My husband and I have over $45,000 credit card debt. Our income has been seriously reduced by about 65% lately. We are thinking of best ways to reduce debt amount or get payment plans over a period of 5 years. If the creditor decides to accept to settle the debt for less it will appear as settled in full in our credit report
What’s the effect of having the note “”Settled in full “” in our credit report? Is this the best way out of our problem?
Debt settlement is not a magic solution. There are consequences.
But debt settlement can be an effective way to clear you debt without bankruptcy if you have the cash on hand to pay the settlements right away and you are prepared for the problems to come.
There are some pretty serious consequences to settling debts. If a creditor agrees to reduce the amount you owe by 40% and you pay the remaining 60% off it will still hurt your credit report. The 40% of debt forgiven will show as written off to profit and loss. It is a bad mark, while the 60% you paid may be reported as paid in full or satisfied.
Additionally, you will be required to pay income tax on the 40% of debt forgiven, just like you got that money in your paycheck. Yes, the IRS is going to tax you on money that you don’t have and could not pay. Forgiven debt is treated as income.
Settling debts will still hurt your credit and creditors are required to show that forgiven debt as a bad mark on your credit report.
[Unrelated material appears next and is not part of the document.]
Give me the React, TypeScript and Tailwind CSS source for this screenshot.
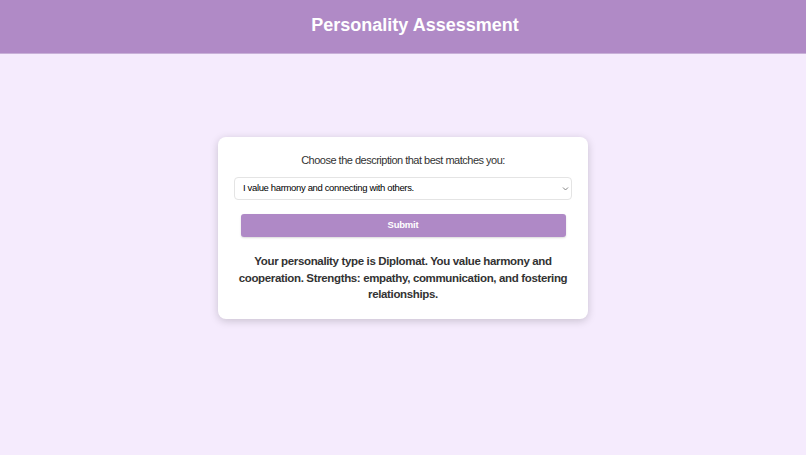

Creditors are under contractual obligations with the credit bureaus to report true and accurate information.
Look, creditors won’t lie for you but they often do lie to you and say that the account will be reported as paid as agreed if the partial payment is made. They just don’t volunteer the rest of the statement about reporting the written off debt or telling the IRS. As one creditor told me when I confronted him with the tax implications, “Steve I’m in charge of collections, not giving tax advice.”
Frankly, with such a large reduction in income I’m not confident that any repayment plan is going to be sustainable for you. Making promises to pay that you won’t be able to follow through on is pointless and can hurt you more. Focus on replacing as much of the missing income as possible. If you can then maybe a debt management program is a consideration. If you can’t, you’ll probably have to meet with a local bankruptcy attorney for a free bankruptcy consultation and evaluate if bankruptcy is right for you.